Young people today, even when they identify as Catholic, often come from minimally churched backgrounds. The struggle is figuring out what’s the best way to draw them back into the Church. Every generation has its struggle. This is the one that we’re in the midst of.

Collins stargazing with a group of students in the Figge Fellows program.
Collins stargazing with a group of students in the Figge Fellows program.

How do you see your role as a Jesuit priest in responding to that challenge and serving the overarching mission of the Society of Jesus in the U.S. today?

I like to think of myself as taking the best of what is consistent in our tradition and applying it to the needs that are particular to the present moment. 
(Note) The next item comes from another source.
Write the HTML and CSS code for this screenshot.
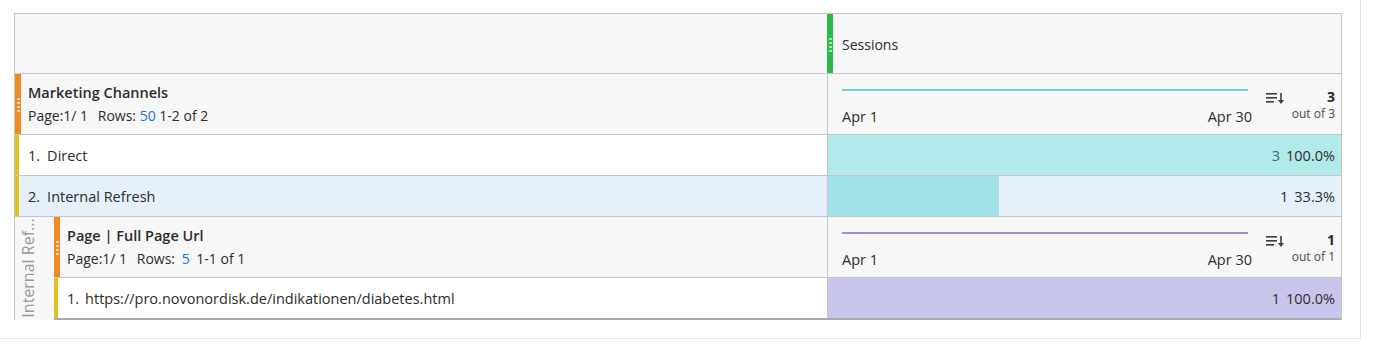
FILE: index.html
```html
<!DOCTYPE html>
<html lang="en">
<head>
    <meta charset="UTF-8">
    <title>Freeform table</title>
    <link rel="stylesheet" href="styles.css">
</head>
<body>
<div class="panel">
  <div class="table">

    <div class="row head-row">
      <div class="cell left"></div>
      <div class="cell right metric-head">
        <span class="grip green"></span>
        <span class="metric-name">Sessions</span>
      </div>
    </div>

    <div class="row dim-row">
      <div class="cell left dim-head">
        <span class="grip orange"></span>
        <div class="dim-text">
          <div class="dim-title">Marketing Channels</div>
          <div class="dim-meta">Page:1/ 1 <span class="rows">Rows:</span> <span class="link">50</span> 1-2 of 2</div>
        </div>
      </div>
      <div class="cell right summary">
        <div class="trend">
          <div class="spark teal"></div>
          <div class="dates"><span>Apr 1</span><span>Apr 30</span></div>
        </div>
        <svg class="sort" width="18" height="12" viewBox="0 0 18 12">
          <rect x="0" y="1" width="11" height="1.6" fill="#3d3d3d"/>
          <rect x="0" y="5" width="11" height="1.6" fill="#3d3d3d"/>
          <rect x="0" y="9" width="8" height="1.6" fill="#3d3d3d"/>
          <rect x="14.2" y="1" width="1.6" height="8" fill="#3d3d3d"/>
          <path d="M12 8 L18 8 L15 12 Z" fill="#3d3d3d"/>
        </svg>
        <div class="total">
          <div class="total-num">3</div>
          <div class="total-of">out of 3</div>
        </div>
      </div>
    </div>

    <div class="row item">
      <div class="cell left item-label"><span class="yellow"></span><span class="num">1.</span>Direct</div>
      <div class="cell right value teal-fill"><span class="count">3</span>100.0%</div>
    </div>

    <div class="row item selected">
      <div class="cell left item-label"><span class="yellow"></span><span class="num">2.</span>Internal Refresh</div>
      <div class="cell right value">
        <span class="bar" style="width: 33.3%"></span>
        <span class="count">1</span>33.3%
      </div>
    </div>

    <div class="nested">
      <div class="side-label"><span>Internal Ref...</span></div>
      <div class="nested-body">
        <div class="row dim-row">
          <div class="cell left dim-head">
            <span class="grip orange"></span>
            <div class="dim-text">
              <div class="dim-title">Page | Full Page Url</div>
              <div class="dim-meta">Page:1/ 1 <span class="rows">Rows:</span> <span class="link small">5</span> 1-1 of 1</div>
            </div>
          </div>
          <div class="cell right summary">
            <div class="trend">
              <div class="spark purple"></div>
              <div class="dates"><span>Apr 1</span><span>Apr 30</span></div>
            </div>
            <svg class="sort" width="18" height="12" viewBox="0 0 18 12">
              <rect x="0" y="1" width="11" height="1.6" fill="#3d3d3d"/>
              <rect x="0" y="5" width="11" height="1.6" fill="#3d3d3d"/>
              <rect x="0" y="9" width="8" height="1.6" fill="#3d3d3d"/>
              <rect x="14.2" y="1" width="1.6" height="8" fill="#3d3d3d"/>
              <path d="M12 8 L18 8 L15 12 Z" fill="#3d3d3d"/>
            </svg>
            <div class="total">
              <div class="total-num">1</div>
              <div class="total-of">out of 1</div>
            </div>
          </div>
        </div>
        <div class="row item last">
          <div class="cell left item-label"><span class="yellow"></span><span class="num url-num">1.</span>https://pro.novonordisk.de/indikationen/diabetes.html</div>
          <div class="cell right value purple-fill"><span class="count">1</span>100.0%</div>
        </div>
      </div>
    </div>

  </div>
</div>
</body>
</html>
```

FILE: styles.css
```css
body {
    margin: 0;
    font-family: "Open Sans", "Noto Sans", sans-serif;
    font-size: 14.5px;
    color: #2c2c2c;
    background-color: #fff;
}

.panel {
    width: 1361px;
    height: 339px;
    box-sizing: border-box;
    border-right: 1px solid #e3e3e3;
    border-bottom: 1px solid #e3e3e3;
    padding: 13px 0 0 14px;
}

.table {
    width: 1328px;
    border: 1px solid #c4c4c4;
    border-bottom: none;
    box-sizing: border-box;
}

.row {
    display: grid;
    grid-template-columns: 812px 1fr;
    border-bottom: 1px solid #c6c6c6;
    box-sizing: border-box;
}

.cell {
    position: relative;
    display: flex;
    align-items: center;
}

.cell.right {
    border-left: 1px solid #c6c6c6;
}

.head-row {
    height: 60px;
    background-color: #f7f7f7;
}

.metric-head {
    padding-left: 14px;
}

.metric-name {
    font-size: 14px;
    margin-top: 2px;
}

.grip {
    position: absolute;
    top: 0;
    bottom: 0;
    left: 0;
    width: 6px;
}

.grip::after {
    content: "";
    position: absolute;
    left: 2px;
    top: 50%;
    width: 3px;
    height: 16px;
    margin-top: -7px;
    background: radial-gradient(circle, rgba(255, 255, 255, 0.65) 1.1px, transparent 1.5px) 0 0 / 3px 4px;
}

.grip.green {
    left: -1px;
    background-color: #2db84a;
}

.grip.orange {
    background-color: #ef8a22;
}

.dim-row {
    height: 61px;
    background-color: #f7f7f7;
}

.dim-head {
    padding-left: 13px;
}

.dim-text {
    display: flex;
    flex-direction: column;
    gap: 4px;
    margin-top: -1px;
}

.dim-title {
    font-weight: 600;
    font-size: 14.5px;
    line-height: 20px;
}

.dim-meta {
    font-size: 14px;
    line-height: 18px;
}

.rows {
    margin-left: 6px;
}

.link {
    color: #1473e6;
}

.link.small {
    margin: 0 3px;
}

.summary {
    padding: 0 6px 0 14px;
    align-items: flex-start;
}

.trend {
    flex: 1;
    display: flex;
    flex-direction: column;
    padding-top: 15px;
}

.spark {
    height: 2px;
    margin: 0 4px 17px 0;
}

.spark.teal {
    background-color: #6fd4d9;
}

.spark.purple {
    background-color: #9b90dd;
}

.dates {
    display: flex;
    justify-content: space-between;
    font-size: 14.5px;
    line-height: 18px;
}

.sort {
    margin: 18px 0 0 14px;
}

.total {
    width: 51px;
    text-align: right;
    padding-top: 14px;
}

.total-num {
    font-weight: 700;
    font-size: 14px;
    line-height: 18px;
}

.total-of {
    font-size: 12px;
    color: #4b4b4b;
    line-height: 16px;
}

.item {
    height: 41px;
    background-color: #fff;
}

.item.selected {
    background-color: #e5f0fb;
}

.item-label {
    padding-left: 13px;
}

.yellow {
    position: absolute;
    top: 0;
    bottom: 0;
    left: 0;
    width: 4px;
    background-color: #e0c11c;
}

.num {
    margin-right: 7px;
}

.url-num {
    margin-right: 6px;
}

.value {
    justify-content: flex-end;
    padding-right: 6px;
}

.count {
    margin-right: 6px;
}

.teal-fill {
    background-color: #b0ebea;
}

.teal-fill .count {
    color: #2b6e70;
}

.purple-fill {
    background-color: #c9c6ee;
}

.bar {
    position: absolute;
    top: 0;
    bottom: 0;
    left: 0;
    background-color: #a3e1ea;
}

.nested {
    display: grid;
    grid-template-columns: 39px 1fr;
}

.side-label {
    background-color: #f7f7f7;
    display: flex;
    align-items: center;
    justify-content: center;
}

.side-label span {
    transform: rotate(-90deg);
    white-space: nowrap;
    color: #9a9a9a;
    font-size: 16px;
    margin: 0 14px 2px 0;
}

.nested-body .row {
    grid-template-columns: 773px 1fr;
}

.nested-body .item.last {
    height: 42px;
    border-bottom: 2px solid #ababab;
}
```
When I walk into a classroom or any meeting on a university campus, I’m at the cutting edge of the kinds of challenges that the Church is facing with a population that is disillusioned with authority and thinks that the Church needs to be knocked down a peg or two.

That’s the challenge that gets me out of bed every day. The classroom is in many respects mission territory. What’s the difference between me stepping into a classroom today and Andrew White stepping into the wilds of the Maryland forests for the first time in 1634? It might be a little grandiose, but it gives me a vision. Rare is the day that I don’t leave the classroom even more energized by these challenges than when I entered it. First-rate students, of course, deserve the credit for that.

Where do you see the Jesuit order going in the U.S. in the next 50 years?

The Jesuits are always looking to capitalize on their best advantages, not so that Jesuits are always in the headlines, but so that broader elements of the Church are engaged with important contemporary problems all for the sake of the greater glory of God and the common good.

Things come and go. The Jesuits don’t have to exist 50 years from now, but I’m fairly convinced that they will because they have these tools that have been so successfully applied again and again across 500 years.